Now it's past Easter, and I still find myself doing it. I'm not as angry or irritated at people (except in traffic) and seem a great deal more carefree. And lately, as I go outside to dump something nasty in the garbage -- which seems to be the only time I just walk outside -- I've been seeing the bees hurriedly working in the mountain lilac and the faint scent of wildflowers. There's been ladybugs and birdsong, a crop of gold and white freesias and I've been thinking, "Has the world always been this beautiful?"

I now think back to the tense, scary times of my 20s and very early 30s and think how much easier my life would have been with this feeling of calm.

Monday, February 11, 2013

Back before it's too late!

Well, I did get a teaching job, so I guess I'm fortunate. That or I enjoy putting off writing my YA novel. I think I need to write it and I need to come up with at least one chapter for a writing conference. I think that's my goal for the summer.
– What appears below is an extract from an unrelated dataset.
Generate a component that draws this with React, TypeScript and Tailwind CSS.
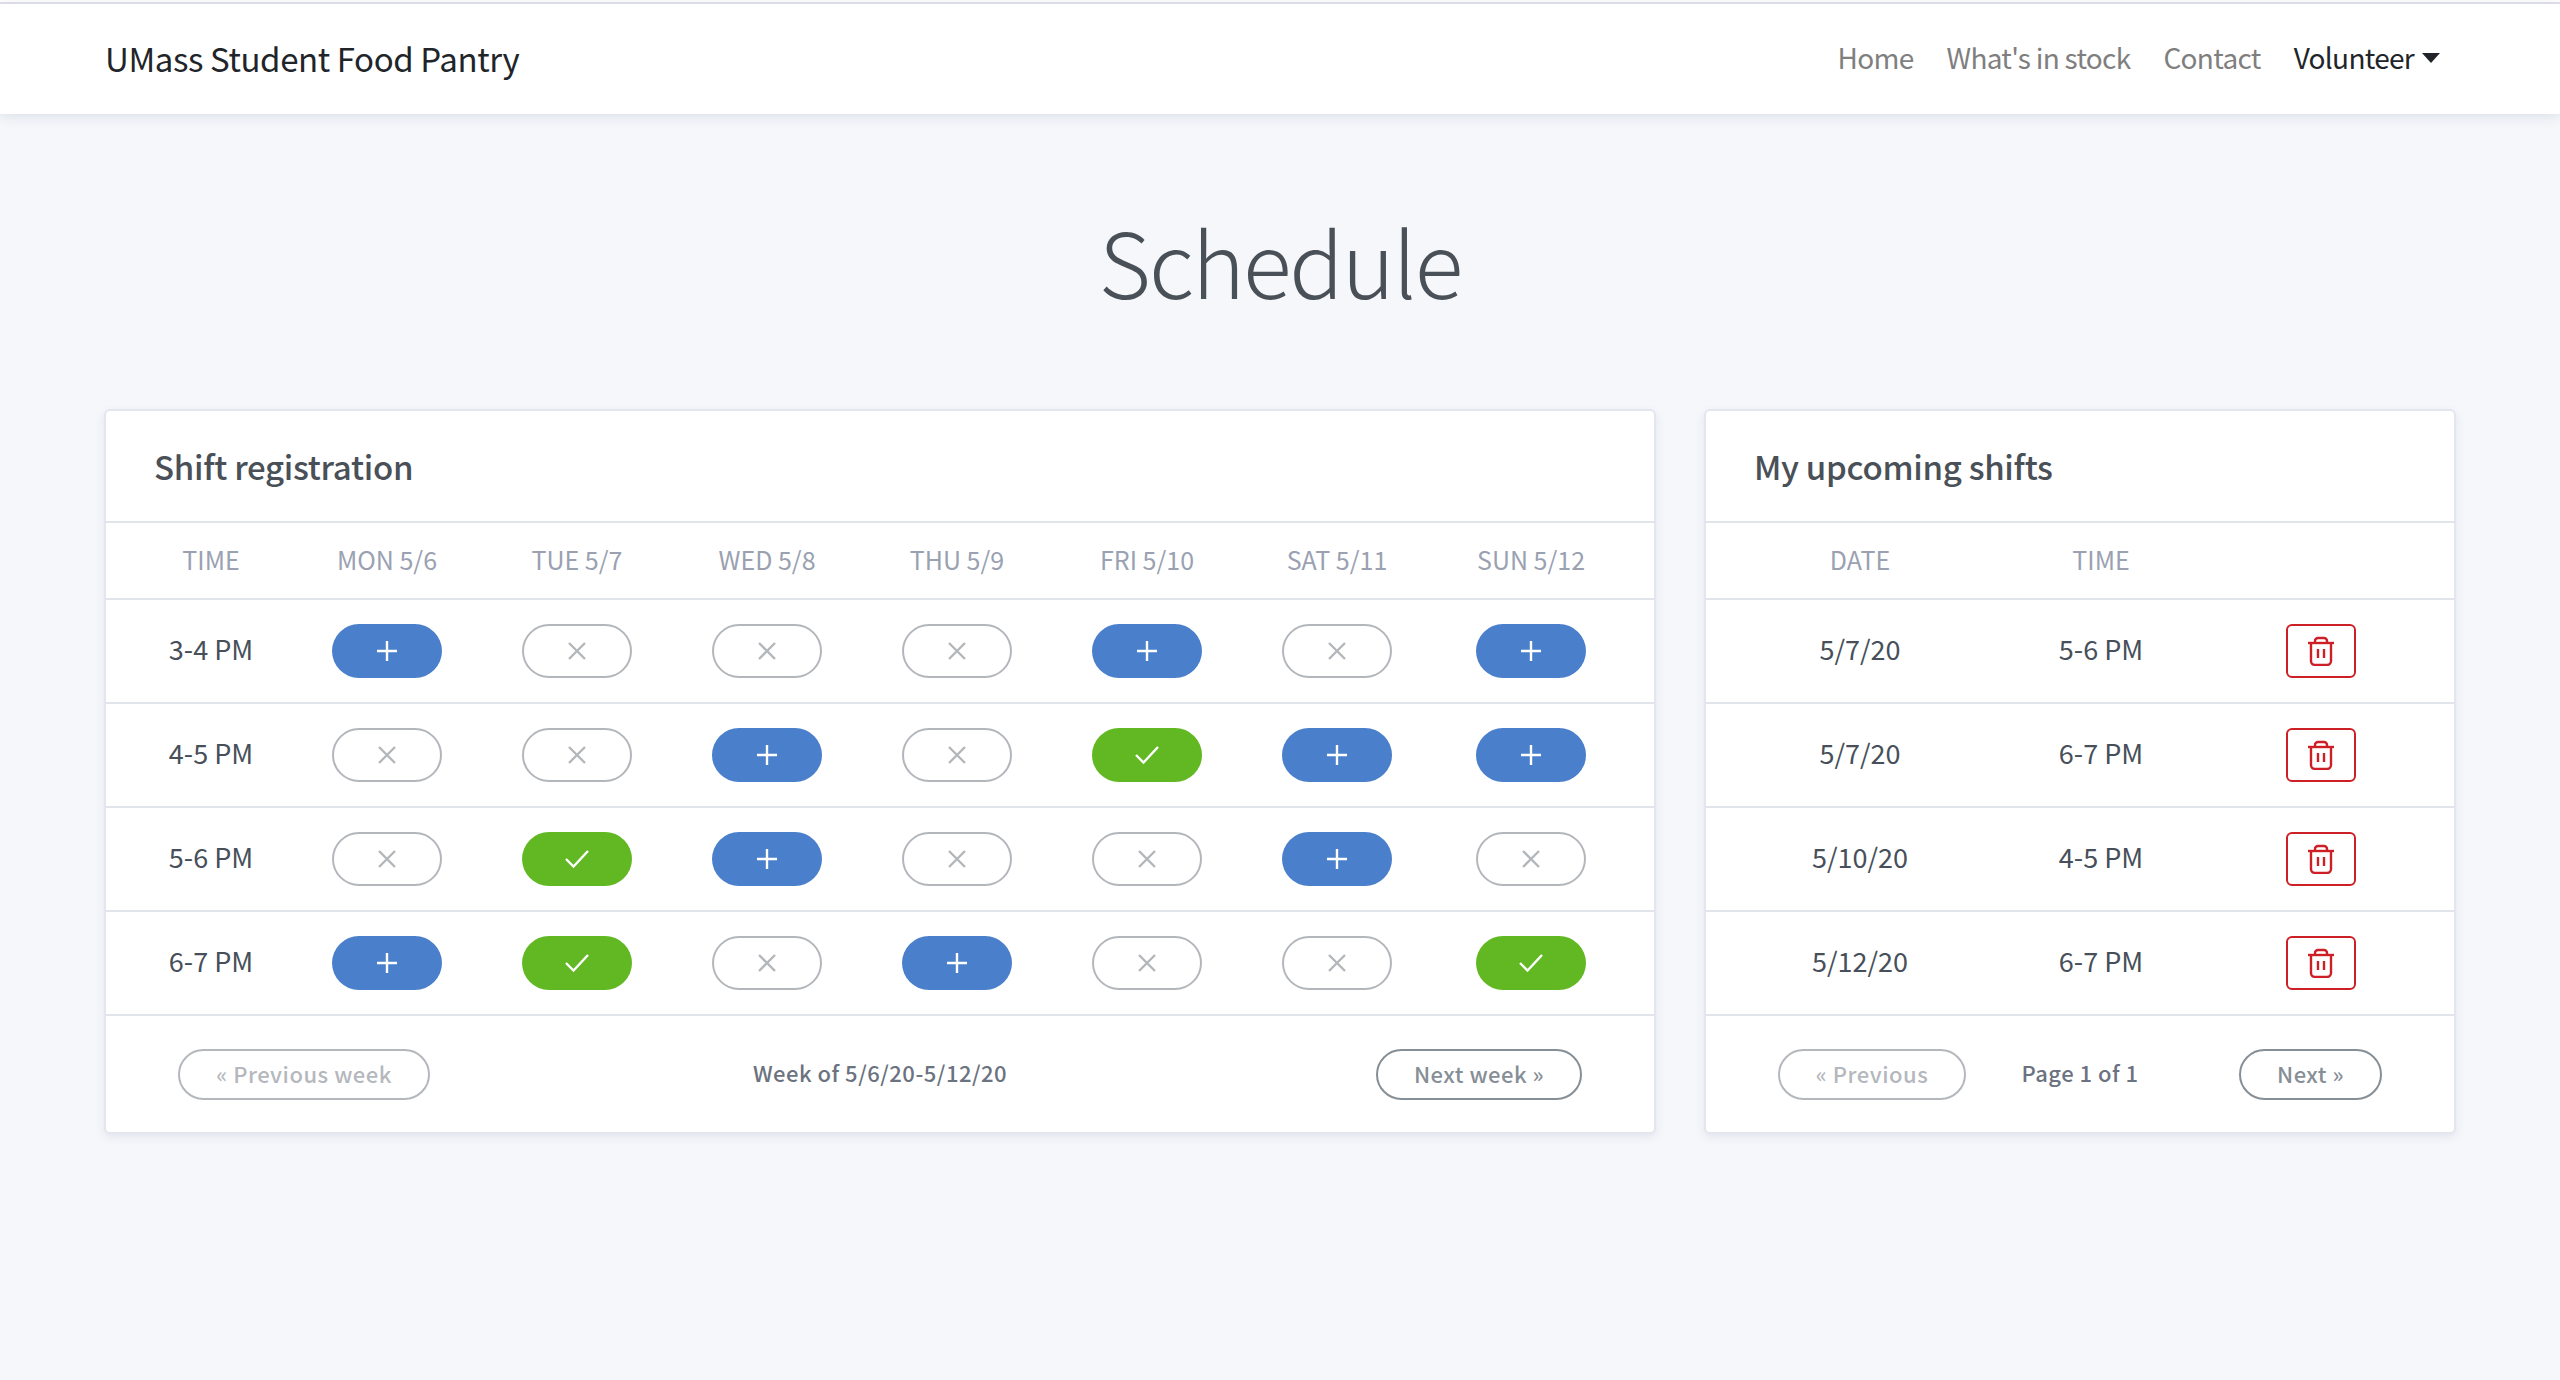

I am having my students read Maus by Art Spiegelman and several of them have problems reading a graphic novel. I'm trying to find some teaching resources on this, but essentially I'm supposed to caution them to go slowly and take in the visuals before reading the speech bubbles. I mistakenly thought this would attract my visual learners, but I think it also gives them too much to take in, too.

I'm still freelancing, probably more than I need. Still debating taking another assignment for $1,200 because it means two more weeks I won't be writing my novel. I shouldn't have to choose, right? But that's what happens when you work a day job and freelance. Those who are able to write a book in these conditions are far more awesome at time management than am!

Friday, December 28, 2012

Right before the end of the year!

Hi, all. I'm not sure I like this new blogger interface, but hey, I will survive.

Speaking of surviving, I have to deal with unemployment because the teaching isn't doing as well as I would like. I keep telling myself that it's the world telling me that I need to finish my YA novel. I really do. I kind of view it as my federal arts grant -- I think more people should.

I am on a lot of drugs right now in order to have a baby, so in many ways it may be fortuitous that I don't have a regular job. On that note, freelance work is heating up and I'm always surprised at that. I always figured the freelancing would dry up and the teaching would continue. Perhaps it's a sign?

My SO says "signs" are basically rank superstition, but I find primarily logical people/engineers/computer programmers to be tedious. They lack imagination and are mired in solipsism. I prefer to be around people who don't think they know everything. (This is not really the SO, but he has shades of this.) So, I'm still looking for signs of what I should be doing. So far, it's looking like I'm writing about business and technology.

Saturday, June 09, 2012

Ray Bradbury: "Writing is almost as fun as sex!"

Ray Bradbury died at 91 this week and I spotted this piece in Bloomberg Businessweek about him by Alec McCabe. McCabe's father knew Bradbury and the author wrote Alec some words of encouragement on a science fiction story.

Ray Bradbury . . . had some advice for an aspiring writer during the summer of 1989: “FINISH YOUR NOVEL, START ANOTHER TOMORROW!” he wrote in a paperback copy of “Fahrenheit 451.” “REMEMBER, WRITING IS ALMOST AS MUCH FUN AS SEX!”